Here I am 25 years later, not giving a shit. He can work all the hours he likes. I've got used to doing things on my own with the DC.

Don't waste your raised blood pressure on him OP, it's not worth it.

Tortington · 24/12/2008 12:51

i am the same as themoon66, which is a bit sad really, but you kinda just think 'fuckit' after about 15 years.

to be fair dh has had periods of time where he is the one responsible for school runs etc.

Rookietherednosedreindeer · 24/12/2008 13:17

Do you get your christmas tree on christmas eve ?

thisisyesterday · 24/12/2008 14:43

have calmed down a little now. I don't think i do actually want him to leave.
anyway, my mum needs a lift home as she missed her bus, so i called him and he said he'll come and do that.

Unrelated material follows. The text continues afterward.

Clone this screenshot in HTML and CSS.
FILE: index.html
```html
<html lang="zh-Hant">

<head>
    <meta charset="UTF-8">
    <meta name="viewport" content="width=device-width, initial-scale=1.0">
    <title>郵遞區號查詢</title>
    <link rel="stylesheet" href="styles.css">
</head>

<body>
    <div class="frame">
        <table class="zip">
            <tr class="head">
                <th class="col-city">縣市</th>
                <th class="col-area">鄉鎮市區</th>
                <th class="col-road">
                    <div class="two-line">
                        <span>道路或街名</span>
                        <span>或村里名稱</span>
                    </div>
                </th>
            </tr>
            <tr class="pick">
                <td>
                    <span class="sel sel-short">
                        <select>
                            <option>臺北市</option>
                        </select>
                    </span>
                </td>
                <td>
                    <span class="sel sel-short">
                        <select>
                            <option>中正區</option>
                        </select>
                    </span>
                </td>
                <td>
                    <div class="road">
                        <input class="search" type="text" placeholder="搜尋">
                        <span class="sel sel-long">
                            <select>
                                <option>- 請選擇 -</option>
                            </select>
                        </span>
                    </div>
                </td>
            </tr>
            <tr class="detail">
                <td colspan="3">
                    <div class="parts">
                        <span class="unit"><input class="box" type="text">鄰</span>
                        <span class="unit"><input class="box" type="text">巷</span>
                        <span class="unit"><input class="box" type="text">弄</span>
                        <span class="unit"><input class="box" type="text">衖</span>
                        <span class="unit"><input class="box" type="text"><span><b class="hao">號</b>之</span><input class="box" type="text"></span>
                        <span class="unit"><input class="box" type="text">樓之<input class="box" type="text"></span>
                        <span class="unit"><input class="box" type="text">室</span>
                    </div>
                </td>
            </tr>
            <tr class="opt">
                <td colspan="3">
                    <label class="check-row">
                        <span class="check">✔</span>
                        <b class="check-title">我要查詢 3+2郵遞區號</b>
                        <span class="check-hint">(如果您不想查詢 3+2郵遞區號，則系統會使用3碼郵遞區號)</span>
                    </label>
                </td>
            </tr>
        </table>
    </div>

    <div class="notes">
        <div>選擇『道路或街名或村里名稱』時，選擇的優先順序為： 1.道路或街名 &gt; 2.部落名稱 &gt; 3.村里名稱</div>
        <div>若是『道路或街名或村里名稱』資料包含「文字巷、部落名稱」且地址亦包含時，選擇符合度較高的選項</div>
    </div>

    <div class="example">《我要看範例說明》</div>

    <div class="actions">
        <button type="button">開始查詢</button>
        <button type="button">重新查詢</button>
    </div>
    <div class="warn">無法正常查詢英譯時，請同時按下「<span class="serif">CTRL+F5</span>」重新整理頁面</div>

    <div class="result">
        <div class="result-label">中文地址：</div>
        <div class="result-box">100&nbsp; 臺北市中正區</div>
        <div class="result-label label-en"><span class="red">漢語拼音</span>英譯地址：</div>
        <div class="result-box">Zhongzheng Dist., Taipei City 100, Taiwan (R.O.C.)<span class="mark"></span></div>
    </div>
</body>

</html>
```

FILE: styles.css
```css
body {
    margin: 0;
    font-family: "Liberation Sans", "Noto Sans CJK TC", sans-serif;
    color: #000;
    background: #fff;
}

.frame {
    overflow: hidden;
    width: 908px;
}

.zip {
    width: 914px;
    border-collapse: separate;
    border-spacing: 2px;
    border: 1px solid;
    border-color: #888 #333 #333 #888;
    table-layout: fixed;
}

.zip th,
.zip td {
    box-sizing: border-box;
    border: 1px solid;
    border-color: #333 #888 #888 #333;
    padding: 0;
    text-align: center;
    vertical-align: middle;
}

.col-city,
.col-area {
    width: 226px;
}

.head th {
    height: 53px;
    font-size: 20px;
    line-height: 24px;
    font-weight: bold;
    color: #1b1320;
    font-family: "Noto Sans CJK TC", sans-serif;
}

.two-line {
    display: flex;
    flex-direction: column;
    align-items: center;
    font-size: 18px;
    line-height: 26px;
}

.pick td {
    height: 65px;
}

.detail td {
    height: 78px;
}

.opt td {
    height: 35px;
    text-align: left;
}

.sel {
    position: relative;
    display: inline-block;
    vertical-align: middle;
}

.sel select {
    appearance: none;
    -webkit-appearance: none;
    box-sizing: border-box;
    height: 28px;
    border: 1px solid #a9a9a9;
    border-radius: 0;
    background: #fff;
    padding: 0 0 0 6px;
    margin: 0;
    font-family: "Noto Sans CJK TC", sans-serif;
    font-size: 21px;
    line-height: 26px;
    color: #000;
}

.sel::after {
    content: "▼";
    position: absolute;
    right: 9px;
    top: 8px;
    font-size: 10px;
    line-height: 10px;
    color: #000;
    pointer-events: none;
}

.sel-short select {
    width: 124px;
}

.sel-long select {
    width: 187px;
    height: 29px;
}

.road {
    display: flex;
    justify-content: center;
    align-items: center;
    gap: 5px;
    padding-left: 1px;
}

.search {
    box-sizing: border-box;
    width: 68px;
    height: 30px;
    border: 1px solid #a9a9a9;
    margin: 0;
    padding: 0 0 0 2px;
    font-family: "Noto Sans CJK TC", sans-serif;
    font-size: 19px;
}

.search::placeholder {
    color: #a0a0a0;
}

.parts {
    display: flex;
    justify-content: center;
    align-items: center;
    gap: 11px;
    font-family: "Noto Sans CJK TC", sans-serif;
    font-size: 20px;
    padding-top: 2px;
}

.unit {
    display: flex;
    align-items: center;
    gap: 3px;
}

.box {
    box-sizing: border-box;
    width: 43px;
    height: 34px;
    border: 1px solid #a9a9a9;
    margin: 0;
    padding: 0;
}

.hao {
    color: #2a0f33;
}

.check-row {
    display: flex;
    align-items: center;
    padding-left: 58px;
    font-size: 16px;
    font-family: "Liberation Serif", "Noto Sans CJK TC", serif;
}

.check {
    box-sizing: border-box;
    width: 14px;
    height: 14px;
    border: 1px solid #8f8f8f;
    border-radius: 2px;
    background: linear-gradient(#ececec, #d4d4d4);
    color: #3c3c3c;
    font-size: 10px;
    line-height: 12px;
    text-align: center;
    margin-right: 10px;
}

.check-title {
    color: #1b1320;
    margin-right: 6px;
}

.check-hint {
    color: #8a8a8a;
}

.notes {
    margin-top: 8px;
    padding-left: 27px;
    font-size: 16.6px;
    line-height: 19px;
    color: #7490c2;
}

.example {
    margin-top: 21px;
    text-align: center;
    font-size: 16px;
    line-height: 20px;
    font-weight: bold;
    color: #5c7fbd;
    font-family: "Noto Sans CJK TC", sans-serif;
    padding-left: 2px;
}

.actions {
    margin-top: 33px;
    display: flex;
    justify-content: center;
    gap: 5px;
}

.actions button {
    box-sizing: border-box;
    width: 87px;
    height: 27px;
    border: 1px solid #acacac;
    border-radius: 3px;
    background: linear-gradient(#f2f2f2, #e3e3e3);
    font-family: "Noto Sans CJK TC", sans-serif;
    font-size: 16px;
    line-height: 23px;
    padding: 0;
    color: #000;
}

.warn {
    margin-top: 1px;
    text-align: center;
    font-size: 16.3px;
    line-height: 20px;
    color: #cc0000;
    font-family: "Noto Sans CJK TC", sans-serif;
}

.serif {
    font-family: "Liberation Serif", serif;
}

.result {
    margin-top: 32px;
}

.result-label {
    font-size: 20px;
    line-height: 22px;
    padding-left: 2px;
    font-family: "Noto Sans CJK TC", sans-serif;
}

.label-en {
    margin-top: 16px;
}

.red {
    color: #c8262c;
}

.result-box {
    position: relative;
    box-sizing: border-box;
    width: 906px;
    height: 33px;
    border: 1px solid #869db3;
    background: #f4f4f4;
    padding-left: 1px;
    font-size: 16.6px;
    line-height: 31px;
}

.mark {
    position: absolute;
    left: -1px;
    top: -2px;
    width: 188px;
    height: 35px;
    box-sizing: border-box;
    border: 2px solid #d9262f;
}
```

the christmas tree is a big potted one we've had for years, it's usually up before now but I am dreading it going up because ds2 who is 14 months will just be a nightmare with it

OP posts:
BlueSapphire77 · 24/12/2008 15:01

He's obviously trying to teach you a 'lesson' tch some blokes eh.. try to think of it from his perspective..for about five seconds while u think what would you do if someone told you to bugger off.. then get out of empathetic mode and be reassured you have at least seen it from his side, then you can get on with stuff until he comes out of his strop and comes home
Would just like to say pls dont be too harsh on him or yourself hun .. workplaces and bosses and families do not all interact well in this country.
My own workplace/boss ect can be crap and rigid on stuff that does not work when you have a child who is poorly, if you want to spend time with your family, and other such things they see as unimportant.
Lucky to be in a position where i feel i can tell them 'go forth and procreate with yourself, my child/ren need me!'
Blokes, well, it is harder for them to get away with much like that and as for the paternity leave..yeah, a few blokes i know at work have been called in, asked to help out, then found themselves roped in for the remainder of the day, with no 'good enough' reason to say no..they don't like to look like a mook nor do they want the boss thinking you wear the trousers.. men just get their priorities wrong sometimes.
Love n hugs to you flower cos you are the 'victim' as such in all this. Have as good a time as you can without mr stroppy being around for a bit then when he comes back you may just be relaxed and happier.. and don't forget he is probably feeling as shit as you right now. How hard is it to walk out of a room? Easy.. but how hard is it to walk back in feeling like a nob ? Bit harder. So he'll sneak in head down and try worming way round by doing nice stuff.. my bloke is like this when he is in the doghouse lol.
xx good luck xx

thisisyesterday · 24/12/2008 15:10

well. he came back in and ds2 duly started vomiting all over the place.
so he cleaned it all up without prompting!!! which was nice.

the thing with his work is that it's not even technically open today! most of the staff aren't there, his boss "might" be going in after lunch. he just wanted to do some stuff.

ditto the paternityt leave. they were happy for him to take it, he just decided that it would help him if he went in for a couple of hours a day because then he wouldn't have a backlog of work when he got back, which is fair enough. it just seems that when he gets there he can't stop.

and don't even get me started on his bloody blackberry GGRRRRRRRRRRR

OP posts:
fondant4000 · 24/12/2008 15:12

Maybe he wants to do what he says, but once he's in work he feels the peer pressure to stay?

That doesn't excuse his behaviour. He's bing an arse. And you at least deserve for him to be honest with you.

Call hi and ask him to come home and talk about it.

mimulus · 24/12/2008 15:24

My DH is just as bad. He cannot bear to be away from his Blackberry. It is almost surgically attached to him, he seems to think the world will end if he doesn't check the thing every 2 minutes (fangry)

fondant4000 · 24/12/2008 15:36

Blackberry's are evil! They are like having a ball and chain and working on a chain gang.

I can't believe people agree to have them, may as well just hand your soul straight over to your employer IMO.

Hope your dh is suitably ashamed thisisyesterday, and you can have a good christmas.

Amaris · 24/12/2008 15:53

I can't remember who said it, but it made me laugh - that Blackberries are like electronic tagging for middle class people!

I haven't got one....

My dp is off working somewhere today after we'd agreed to spend it together, so sympathies, there's a lot of it about.